I has another play and came up with this:

db.getCollection("Test").aggregate([
{
    $project:{
        _id:1
    }
},
{
    $addFields:{
        flag:1
    }
},
{
    $unionWith:{
        coll:'Dual',
        pipeline:[
            {
                $project:{
                    _id:[5,6,'C', 'B']
                },
            },
            {
                $unwind:'$_id'
            },
            {
                $addFields:{
                    flag:-1
                }
            }
        ]
    }
},
{
    $group:{
        _id:'$_id',
        total:{$sum:'$flag'}
    }
},
{
    $group:{
        _id:'$total',
        total:{$sum:1}
    }
}
])

So this categorises the IDs into one of 3 types:

Only in collection: 1
Only in search list: -1
In both search and collection: 0

So you could have a filter as the last stage (as opposed ot the second group) to filter out what you want to return.

(Note the extra $addFields stage as opposed to setting the value in the project as if you set the field value to 1 there, it regards this as a projection inclusion and does not actually set to 1, there must be a better way of doing this.)

So finding items that are in your passed in list and not in the collection:

db.getCollection("Test").aggregate([
{
    $project:{
        _id:1
    }
},
{
    $addFields:{
        flag:1
    }
},
{
    $unionWith:{
        coll:'Dual',
        pipeline:[
            {
                $project:{
                    _id:[5,6,'C', 'B']
                },
            },
            {
                $unwind:'$_id'
            },
            {
                $addFields:{
                    flag:-1
                }
            }
        ]
    }
},
{
    $group:{
        _id:'$_id',
        total:{$sum:'$flag'}
    }
},
{
    $match:{
        total:-1
    }
}])

steevej · August 3, 2023, 4:45pm

Here is an adaptation of the solution from the thread shared by turivishal.

I used the grades collection from the sample_training database from the sample dataset of Atlas.

/* first you insert your _id in a temporary collection, let's name it Dual like John_Sewell did */
lookup =
{
	"$lookup" : {
		"from" : "grades",
		"localField" : "_id",
		"foreignField" : "_id",
		"as" : "_tmp.found" ,
                "pipeline" : [
                    { "$limit : 1" } , /* I still $limit:1 just to make sure the $lookup is stopped fast */
                    { "$project" : { "_id" : 1 } }
                ]
	} ,
}
match = { "$match" : { "_tmp.found.0" : { "$exists" : false } } }
unset = { "$unset" : "_tmp" }
out = { "$out" : "result" }
db.Dual.aggregate( [ lookup , match , unset , out ] )

The above took around 2s on Atlas M0 with 1.7m documents in the grades (I duplicated the original grades collection documents a few time to get 1.7m) collection and 10000 _id presents and 10000 _id not presents.

John_Sewell · August 3, 2023, 5:41pm

That’s much better!

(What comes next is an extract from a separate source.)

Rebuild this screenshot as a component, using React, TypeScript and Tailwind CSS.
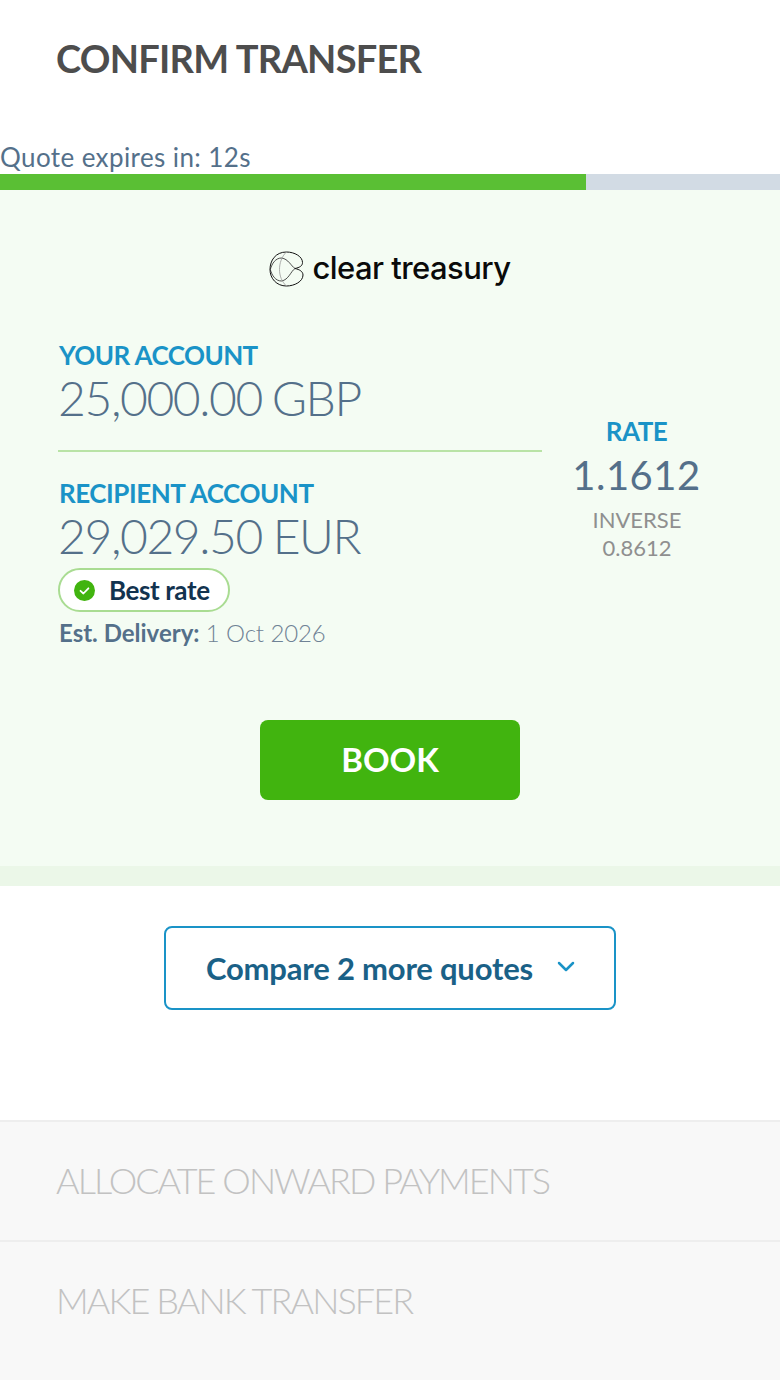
import React from "react";

function Logo() {
  return (
    <div className="flex items-center justify-center h-[38px]">
      <svg width="35" height="37" viewBox="7.500 6.500 35 37" fill="none" className="mr-[8px] mt-px shrink-0">
        <path d="M25 7.500C14 7.500 8.500 16 8.500 25C8.500 34 15 41.500 25 41.500C33 41.500 41.500 37 41.500 30.500C41.500 27 38 25 33.500 24C38 23 41 21.500 41 18C41 12 33 7.500 25 7.500Z" stroke="#111" strokeWidth="1" />
        <path d="M33.500 24C29.500 21.500 27 14.500 20 13.500C14 13.500 10.500 19 8.800 25C10.500 31 14 36.500 20 36.500C27 35.500 29.500 26.500 33.500 24" stroke="#222" strokeWidth="0.8" />
        <path d="M25 7.500C20 12 18 19 18 25C18 31 20 37 25 41.500" stroke="#999" strokeWidth="0.8" />
      </svg>
      <span className="font-['Inter',sans-serif] text-[31px] font-medium text-[#0a0a0a] tracking-[-0.55px] leading-none mb-[3px]">clear treasury</span>
    </div>
  );
}

export default function App() {
  return (
    <div className="w-[780px] h-[1380px] bg-white font-['Lato',sans-serif] overflow-hidden">
      <div className="h-[143px] pl-14 pt-[35px]">
        <h1 className="text-[38px] leading-[46px] font-bold text-[#4d4d4d] tracking-[-0.75px]">CONFIRM TRANSFER</h1>
      </div>
      <div className="text-[26px] leading-[29px] text-[#54708a] h-[31px] tracking-[0.4px]">Quote expires in: 12s</div>
      <div className="h-4 bg-[#d2dbe4]">
        <div className="h-4 w-[586px] bg-[#5abf34]"></div>
      </div>
      <div className="bg-[#f4fcf3] h-[676px] pt-[60px]">
        <Logo />
        <div className="flex mt-[53px] pl-[58px]">
          <div className="w-[484px]">
            <div className="pl-px text-[26px] leading-[34px] font-bold text-[#1a93c7] tracking-[-0.55px] mt-[-3px]">YOUR ACCOUNT</div>
            <div className="text-[48px] leading-[58px] font-light text-[#54708a] tracking-[-1.4px] [word-spacing:-2px] mt-[-3px]">25,000.00 GBP</div>
            <div className="h-[2px] bg-[#b9e3a6] mt-[23px]"></div>
            <div className="pl-px text-[26px] leading-[34px] font-bold text-[#1a93c7] tracking-[-0.45px] mt-6">RECIPIENT ACCOUNT</div>
            <div className="text-[48px] leading-[58px] font-light text-[#54708a] tracking-[-1.4px] [word-spacing:-1px] mt-[-3px]">29,029.50 EUR</div>
            <div className="flex items-center h-11 w-[172px] bg-white border-2 border-[#a9dc92] rounded-full pl-[14px] mt-[3px]">
              <svg width="21" height="21" viewBox="0 0 21 21" className="shrink-0">
                <circle cx="10.500" cy="10.500" r="10.500" fill="#41b40f" />
                <path d="M6.500 10.800l2.900 2.700 5-5.200" fill="none" stroke="#fff" strokeWidth="1.800" strokeLinecap="round" strokeLinejoin="round" />
              </svg>
              <span className="ml-[14px] text-[26px] font-bold text-[#12334f] leading-none tracking-[-0.4px]">Best rate</span>
            </div>
            <div className="pl-px text-[24px] leading-[28px] text-[#54708a] mt-[7px]">
              <span className="font-bold">Est. Delivery:</span> <span className="font-light text-[#6f8295] tracking-[-0.1px]">1 Oct 2026</span>
            </div>
          </div>
          <div className="w-[190px] flex flex-col items-center pt-[75px]">
            <div className="text-[26px] leading-[30px] font-bold text-[#1a93c7] tracking-[-0.45px] mr-px">RATE</div>
            <div className="text-[40px] leading-[48px] text-[#54708a] mt-[5px] tracking-[0.5px] mr-px">1.1612</div>
            <div className="text-[22px] leading-[28px] text-[#8f8f8f] mt-[7px]">INVERSE</div>
            <div className="text-[22px] leading-[28px] text-[#8f8f8f]">0.8612</div>
          </div>
        </div>
        <div className="flex justify-center mt-[73px]">
          <button className="w-[260px] h-20 rounded-lg bg-[#41b40f] text-white text-[33px] font-bold">BOOK</button>
        </div>
      </div>
      <div className="h-5 bg-[#ebf7e8]"></div>
      <div className="flex justify-center pt-10 h-[234px]">
        <button className="w-[452px] h-[84px] border-2 border-[#1a93c7] rounded-lg flex items-center pl-10 bg-white">
          <span className="text-[31px] font-bold text-[#1a6187] tracking-[-0.2px]">Compare 2 more quotes</span>
          <svg width="18" height="11" viewBox="0 0 18 11" fill="none" stroke="#1a93c7" strokeWidth="2.500" className="ml-[24px] mb-[3px]" strokeLinecap="round" strokeLinejoin="round"><path d="M2 2l7 7 7-7" /></svg>
        </button>
      </div>
      <div className="h-[120px] bg-[#f8f8f8] border-t-2 border-[#eeeeee] pl-14 pb-[2px] flex items-center">
        <span className="text-[36px] font-light text-[#c2c2c2] tracking-[-1.95px]">ALLOCATE ONWARD PAYMENTS</span>
      </div>
      <div className="h-[140px] bg-[#f8f8f8] border-t-2 border-[#eeeeee] pl-14 pt-[36px]">
        <span className="text-[36px] leading-[44px] block font-light text-[#c2c2c2] tracking-[-1.9px]">MAKE BANK TRANSFER</span>
      </div>
    </div>
  );
}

Order of magnitude faster!

steevej · August 3, 2023, 5:57pm

The main reason is that $group is expensive. It has to process all incoming documents before outputting the first one. In some case it will need to hit the disk if all $group’s do not fit in memory. Yes, my $lookup is also kind of expensive, but it is using the index on _id.

The $addField is also expensive since it is done for all of 10M docs.

If you still have your 10M and 4 IDs, it would be nice to have numbers with the same dataset.

John_Sewell · August 3, 2023, 9:06pm

First thing I did after seeing your solution, ran in a fraction of a second! Im away from pc at moment but shall post the actual time tomorrow.
As you say, not grouping all that data and instead hitting an index is so much more performant especially as the index is already there!